Анализируя проблему сирийско-израильских отношений необходимо учитывать широкий региональный и международный контекст. Установление пусть даже «холодного» мира между Сирией и Израилем окажет незамедлительный эффект на региональный баланс сил, а с учетом международной значимости Ближнего Востока как важнейшей транспортной артерии и энергетической кладовой способно повлиять на изменение характера всего спектра международных отношений. На региональном уровне не все арабо-мусульманские государства Ближнего Востока сегодня готовы к такому повороту событий, поскольку примирение Сирии с Израилем ломает прежние схемы выстраивания новой региональной структуры безопасности в регионе, где доминирующую роль рассчитывают играть как Египет и Саудовская Аравия, так и Иран и, возможно, Турция. Подобные стремления Анкары могут особенно усилиться после укрепления у власти исламской партии и в свете сохраняющейся неопределенности вступления Турции в ЕС. Обращение иранского президента М. Ахмадинежада к саудовскому монарху в 2007 г. с предложением о совместном участии в обустройстве послевоенного Ирака ясно демонстрировало намерения Тегерана принять самое активное участие в выстраивании будущего регионального порядка.
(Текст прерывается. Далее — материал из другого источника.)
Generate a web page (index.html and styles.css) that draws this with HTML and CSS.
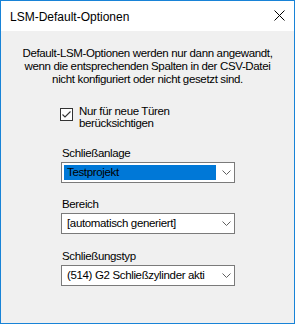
FILE: index.html
```html
<!DOCTYPE html>
<html lang="de">
<head>
  <meta charset="UTF-8" />
  <meta name="viewport" content="width=device-width, initial-scale=1.0"/>
  <title>LSM-Default-Optionen</title>
  <link rel="stylesheet" href="styles.css">
</head>
<body>

  <div class="window">
    <!-- Title bar -->
    <div class="titlebar">
      <span class="title">LSM-Default-Optionen</span>
      <span class="close">
        <svg width="11" height="11" viewBox="0 0 11 11">
          <path d="M0.5 0.5 L10.5 10.5 M10.5 0.5 L0.5 10.5" stroke="#000" stroke-width="1" fill="none"/>
        </svg>
      </span>
    </div>

    <div class="content">
      <p class="info">Default-LSM-Optionen werden nur dann angewandt,<br>wenn die entsprechenden Spalten in der CSV-Datei<br>nicht konfiguriert oder nicht gesetzt sind.</p>

      <div class="fields">
        <label class="check">
          <span class="box">
            <svg width="11" height="11" viewBox="0 0 11 11">
              <path d="M1.5 5.5 L4 8 L9.5 2.5" stroke="#333" stroke-width="1.1" fill="none"/>
            </svg>
          </span>
          <span class="check-text">Nur für neue Türen<br>berücksichtigen</span>
        </label>

        <div class="field">
          <div class="field-label">Schließanlage</div>
          <div class="combo">
            <span class="combo-value selected">Testprojekt</span>
            <span class="arrow"><svg width="9" height="5" viewBox="0 0 9 5"><path d="M0.5 0.5 L4.5 4.5 L8.5 0.5" stroke="#606060" fill="none"/></svg></span>
          </div>
        </div>

        <div class="field">
          <div class="field-label">Bereich</div>
          <div class="combo">
            <span class="combo-value">[automatisch generiert]</span>
            <span class="arrow"><svg width="9" height="5" viewBox="0 0 9 5"><path d="M0.5 0.5 L4.5 4.5 L8.5 0.5" stroke="#606060" fill="none"/></svg></span>
          </div>
        </div>

        <div class="field">
          <div class="field-label">Schließungstyp</div>
          <div class="combo">
            <span class="combo-value">(514) G2 Schließzylinder akti</span>
            <span class="arrow"><svg width="9" height="5" viewBox="0 0 9 5"><path d="M0.5 0.5 L4.5 4.5 L8.5 0.5" stroke="#606060" fill="none"/></svg></span>
          </div>
        </div>
      </div>
    </div>
  </div>

</body>
</html>
```

FILE: styles.css
```css
body {
  margin: 0;
  font-family: "Liberation Sans", Arial, sans-serif;
  font-size: 11.5px;
  letter-spacing: -0.35px;
  color: #000;
  background-color: #f0f0f0;
}

.window {
  width: 295px;
  height: 324px;
  box-sizing: border-box;
  border: 1px solid #1883d7;
  background-color: #f0f0f0;
  display: flex;
  flex-direction: column;
}

.titlebar {
  height: 30px;
  box-sizing: border-box;
  background-color: #fff;
  display: flex;
  align-items: flex-start;
  justify-content: space-between;
  padding: 9px 9px 0 9px;
}

.title {
  font-size: 12px;
  letter-spacing: 0;
  line-height: 14px;
}

.close {
  display: flex;
}

.content {
  flex: 1;
}

.info {
  margin: 16px 0 0 0;
  text-align: center;
  line-height: 13px;
}

.fields {
  margin-left: 60px;
  width: 174px;
}

.check {
  display: flex;
  align-items: flex-start;
  margin-top: 19px;
}

.box {
  width: 11px;
  height: 11px;
  border: 1px solid #333;
  background-color: #fff;
  display: flex;
  margin: 3px 0 0 -1px;
}

.check-text {
  margin-left: 6px;
  line-height: 12px;
}

.field {
  margin-top: 18px;
}

.field + .field {
  margin-top: 15px;
}

.field:last-child {
  margin-top: 16px;
}

.field-label {
  line-height: 13px;
  margin: 0 0 2px 1px;
}

.combo {
  height: 21px;
  box-sizing: border-box;
  border: 1px solid #7a7a7a;
  background-color: #fff;
  display: flex;
  align-items: center;
  padding: 0 3px 0 2px;
}

.combo-value {
  flex: 1;
  margin-right: 6px;
  padding-left: 3px;
  line-height: 15px;
  white-space: nowrap;
  overflow: hidden;
}

.combo-value.selected {
  background-color: #0078d7;
}

.arrow {
  display: flex;
}
```
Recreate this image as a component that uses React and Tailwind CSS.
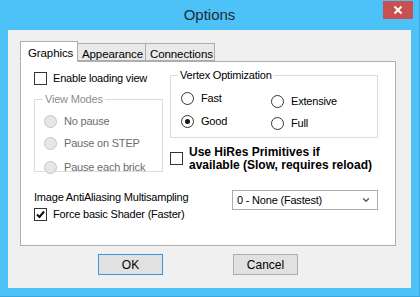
import { ChevronDown } from 'lucide-react';

const font = { fontFamily: '"Liberation Sans", Arial, sans-serif' };

function Check({ checked }) {
  return (
    <span className="w-[13px] h-[13px] border border-[#333] bg-white flex items-center justify-center shrink-0">
      {checked && (
        <svg width="9" height="9" viewBox="0 0 9 9">
          <path d="M1 4.5 L3.5 7 L8 1.5" stroke="#111" strokeWidth="2" fill="none" />
        </svg>
      )}
    </span>
  );
}

function Radio({ checked, disabled }) {
  return (
    <span
      className={`w-[13px] h-[13px] rounded-full border flex items-center justify-center shrink-0 ${
        disabled ? 'border-[#c6c6c6] bg-[#e6e6e6]' : 'border-[#333] bg-white'
      }`}
    >
      {checked && <span className="w-[5px] h-[5px] rounded-full bg-[#111]" />}
    </span>
  );
}

function RadioRow({ label, checked, disabled, className = '' }) {
  return (
    <div className={`flex items-center gap-[7px] h-[13px] ${className}`}>
      <Radio checked={checked} disabled={disabled} />
      <span className={`leading-[13px] ${disabled ? 'text-[#6d6d6d]' : 'text-black'}`}>{label}</span>
    </div>
  );
}

export default function App() {
  return (
    <div className="w-[420px] h-[297px] bg-[#4cc2f8] border-r border-b border-[#3ba7e0] flex flex-col text-black" style={font}>
      {/* title bar */}
      <div className="h-[30px] flex items-center relative">
        <div className="flex-1 text-center text-[15px] text-[#1f2a33] pt-[1px]">Options</div>
        <button className="absolute right-[6px] top-[1px] w-[30px] h-[18px] bg-[#c75050] text-white flex items-center justify-center">
          <svg width="10" height="10" viewBox="0 0 10 10">
            <path d="M1.5 1.5 L8.5 8.5 M8.5 1.5 L1.5 8.5" stroke="white" strokeWidth="2" />
          </svg>
        </button>
      </div>

      {/* client */}
      <div className="mx-[8px] h-[258px] bg-[#f0f0f0] px-[12px] pt-[12px]">
        {/* tabs */}
        <div className="flex items-end h-[20px] relative z-10 text-[11.5px] tracking-[-0.1px]">
          <div className="w-[58px] h-[21px] bg-white border border-[#adadad] border-b-white pl-[7px] pt-[3px]">Graphics</div>
          <div className="w-[68px] h-[18px] bg-[#e9e9e9] border border-[#adadad] border-l-0 pl-[4px] pt-[2px] mb-[1px]">Appearance</div>
          <div className="w-[69px] h-[18px] bg-[#e9e9e9] border border-[#adadad] border-l-0 pl-[4px] pt-[2px] mb-[1px]">Connections</div>
        </div>

        {/* panel */}
        <div className="w-[376px] h-[185px] bg-white border border-[#adadad] -mt-[1px] flex flex-col text-[11px] tracking-[-0.2px]">
          <div className="h-[128px] flex">
            {/* left column */}
            <div className="w-[149px] pl-[13px] pt-[10px]">
              <div className="flex items-center gap-[6px] h-[13px]">
                <Check />
                <span>Enable loading view</span>
              </div>
              <fieldset className="mt-[8px] w-[129px] h-[79px] border border-[#dcdcdc] pl-[9px] pt-[10px]">
                <legend className="leading-[12px] text-[#8d8d8d] px-[2px] -ml-[1px]">View Modes</legend>
                <RadioRow label="No pause" disabled />
                <RadioRow label="Pause on STEP" disabled className="mt-[9px]" />
                <RadioRow label="Pause each brick" disabled className="mt-[11px]" />
              </fieldset>
            </div>

            {/* right column */}
            <div className="flex-1 pt-[7px]">
              <fieldset className="w-[208px] h-[69px] border border-[#dcdcdc] pl-[10px] pt-[11px] flex">
                <legend className="leading-[12px] px-[2px] -ml-[3px]">Vertex Optimization</legend>
                <div className="w-[90px]">
                  <RadioRow label="Fast" />
                  <RadioRow label="Good" checked className="mt-[10px]" />
                </div>
                <div className="pt-[3px]">
                  <RadioRow label="Extensive" />
                  <RadioRow label="Full" className="mt-[9px]" />
                </div>
              </fieldset>
              <div className="flex items-center gap-[6px] mt-[14px] h-[13px]">
                <Check />
                <div className="text-[12px] font-bold tracking-normal">
                  <div className="leading-[13px]">Use HiRes Primitives if</div>
                  <div className="leading-[13px]">available (Slow, requires reload)</div>
                </div>
              </div>
            </div>
          </div>

          {/* bottom row */}
          <div className="flex">
            <div className="w-[211px] pl-[13px]">
              <div className="leading-[12px] h-[12px] mt-[1px]">Image AntiAliasing Multisampling</div>
              <div className="flex items-center gap-[6px] h-[13px] mt-[5px]">
                <Check checked />
                <span>Force basic Shader (Faster)</span>
              </div>
            </div>
            <div className="w-[146px] h-[20px] border border-[#abadb3] bg-white flex items-center pl-[4px] pr-[6px]">
              <span className="flex-1">0 - None (Fastest)</span>
              <ChevronDown size={10} strokeWidth={3} className="text-[#555]" />
            </div>
          </div>
        </div>

        {/* buttons */}
        <div className="flex mt-[8px] text-[12px]">
          <button className="ml-[78px] w-[65px] h-[21px] bg-[#e1e1e1] border border-[#3c95e0]">OK</button>
          <button className="ml-[70px] w-[65px] h-[21px] bg-[#e1e1e1] border border-[#adadad]">Cancel</button>
        </div>
      </div>
    </div>
  );
}
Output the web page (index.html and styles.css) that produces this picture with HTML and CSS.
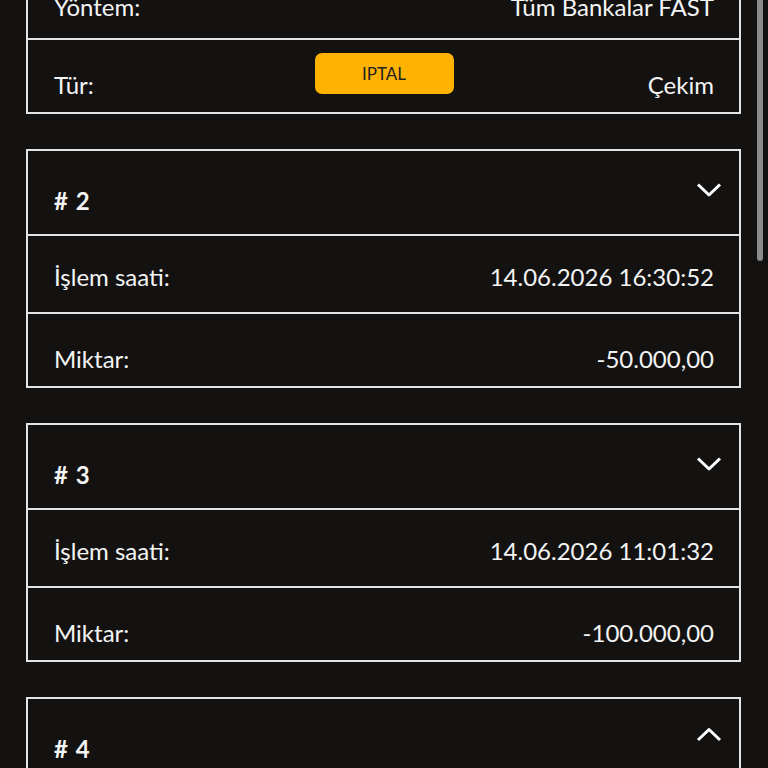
FILE: index.html
```html
<!DOCTYPE html>
<html lang="tr">
<head>
    <meta charset="UTF-8">
    <title>İşlem geçmişi</title>
    <link rel="stylesheet" href="styles.css">
</head>
<body>
<div id="page">
    <div id="list">
        <div class="card">
            <div class="row row-method">
                <span class="label">Yöntem:</span>
                <span class="value">Tüm Bankalar FAST</span>
            </div>
            <div class="row row-status">
                <span class="label">Tür:</span>
                <span class="badge">IPTAL</span>
                <span class="value">Çekim</span>
            </div>
        </div>

        <div class="card">
            <div class="card-head">
                <span class="title"># 2</span>
                <svg class="chevron" width="28" height="22" viewBox="0 0 28 22"><polyline points="3,5.5 14,16 25,5.5"/></svg>
            </div>
            <div class="row">
                <span class="label">İşlem saati:</span>
                <span class="value">14.06.2026 16:30:52</span>
            </div>
            <div class="row row-last">
                <span class="label">Miktar:</span>
                <span class="value">-50.000,00</span>
            </div>
        </div>

        <div class="card">
            <div class="card-head">
                <span class="title"># 3</span>
                <svg class="chevron" width="28" height="22" viewBox="0 0 28 22"><polyline points="3,5.5 14,16 25,5.5"/></svg>
            </div>
            <div class="row">
                <span class="label">İşlem saati:</span>
                <span class="value">14.06.2026 11:01:32</span>
            </div>
            <div class="row row-last">
                <span class="label">Miktar:</span>
                <span class="value">-100.000,00</span>
            </div>
        </div>

        <div class="card">
            <div class="card-head">
                <span class="title"># 4</span>
                <svg class="chevron" width="28" height="22" viewBox="0 0 28 22"><polyline points="3,13 14,2.5 25,13"/></svg>
            </div>
        </div>
    </div>
    <div id="scroll-thumb"></div>
</div>
</body>
</html>
```

FILE: styles.css
```css
*{
    margin: 0;
    padding: 0;
    box-sizing: border-box;
}
body{
    background: #131211;
    color: #f4f4f4;
    font-family: Lato, "Noto Sans", sans-serif;
    font-size: 24px;
    line-height: 28px;
}
#page{
    height: 768px;
    overflow: hidden;
    position: relative;
}
#list{
    margin-top: -40px;
    padding: 0 27px 0 26px;
    display: flex;
    flex-direction: column;
    gap: 35px;
}
.card{
    border: 2px solid #e4e4e4;
}
.card-head{
    display: flex;
    justify-content: space-between;
    align-items: flex-start;
    padding: 28px 16px 19px 26px;
    border-bottom: 2px solid #e4e4e4;
}
.card-head .title{
    margin-top: 8px;
    font-weight: 700;
    word-spacing: 2px;
}
.chevron{
    display: block;
    fill: none;
    stroke: #fff;
    stroke-width: 3;
    stroke-linejoin: round;
}
.row{
    display: grid;
    grid-template-columns: 1fr auto 1fr;
    align-items: end;
    padding: 27px 25px 21px 26px;
}
.row + .row{
    border-top: 2px solid #e4e4e4;
}
.row .value{
    grid-column: 3;
    justify-self: end;
    white-space: nowrap;
}
.row-last{
    padding: 31px 25px 13px 26px;
}
.row-method{
    padding: 31px 25px 17px 26px;
}
.row-status{
    padding: 13px 25px 13px 26px;
}
.badge{
    grid-column: 2;
    align-self: start;
    width: 139px;
    height: 41px;
    margin-bottom: 5px;
    border-radius: 7px;
    background: #ffb300;
    color: #222;
    font-size: 17px;
    line-height: 41px;
    text-align: center;
}
#scroll-thumb{
    position: absolute;
    top: 0;
    right: 5px;
    width: 6px;
    height: 261px;
    border-radius: 0 0 3px 3px;
    background: #8c8c8c;
}
```
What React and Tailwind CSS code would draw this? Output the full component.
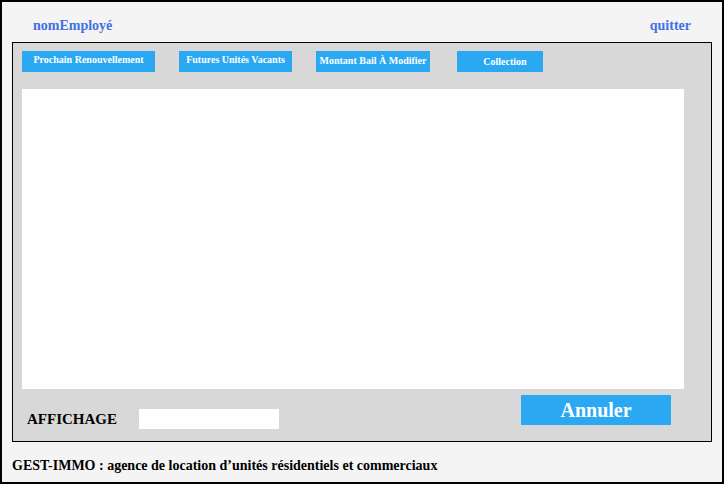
export default function App() {
  const tabs = [
    { label: 'Prochain Renouvellement', w: 'w-[133px]', extra: 'pb-[3px]' },
    { label: 'Futures Unités Vacants', w: 'w-[113px]', extra: 'pb-[4px]' },
    { label: 'Montant Bail À Modifier', w: 'w-[114px]', extra: 'pb-[2px]' },
    { label: 'Collection', w: 'w-[86px]', extra: 'ml-[3px] pl-[10px]' },
  ]

  return (
    <div className="w-[724px] h-[484px] border-2 border-black bg-[#f5f4f5] font-['Liberation_Serif',serif] font-bold">
      <div className="h-[40px] flex items-center justify-between px-[31px] pt-[6px] text-[14px] text-[#4170e6]">
        <span>nomEmployé</span>
        <span>quitter</span>
      </div>

      <div className="ml-[10px] w-[700px] h-[400px] border border-black bg-[#d8d8d8] flex flex-col">
        <div className="flex gap-6 pl-[9px] pt-[8px]">
          {tabs.map((t, i) => (
            <button
              key={i}
              className={`${t.w} ${t.extra} h-[21px] bg-[#2aa9f2] text-white text-[10px] leading-[14px] text-center whitespace-nowrap`}
            >
              {t.label}
            </button>
          ))}
        </div>

        <div className="ml-[9px] mt-[17px] w-[662px] h-[300px] bg-white"></div>

        <div className="flex justify-between flex-1">
          <div className="flex items-center self-end mb-[11px] ml-[14px]">
            <span className="text-[15px] text-black w-[112px]">AFFICHAGE</span>
            <div className="w-[140px] h-[20px] bg-white"></div>
          </div>
          <button className="mt-[6px] mr-[40px] w-[150px] h-[30px] bg-[#2aa9f2] text-white text-[20px] leading-[28px]">
            Annuler
          </button>
        </div>
      </div>

      <div className="px-[10px] pt-[13px] text-[14px] text-black">
        GEST-IMMO : agence de location d’unités résidentiels et commerciaux
      </div>
    </div>
  )
}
Иран не может допустить отрыва от арабо-мусульманской базы и политической изоляции ИРИ в регионе, чему могут поспособствовать мирные переговоры Сирии и Израиля. Таким образом, мир между Сирией и Израилем является одним из ключевых стратегических моментов определяющих будущее всего Ближнего и Среднего Востока и с этой точки зрения затрагивает во многом противоположные и несхожие интересы и позиции многих участников ближневосточного политического процесса.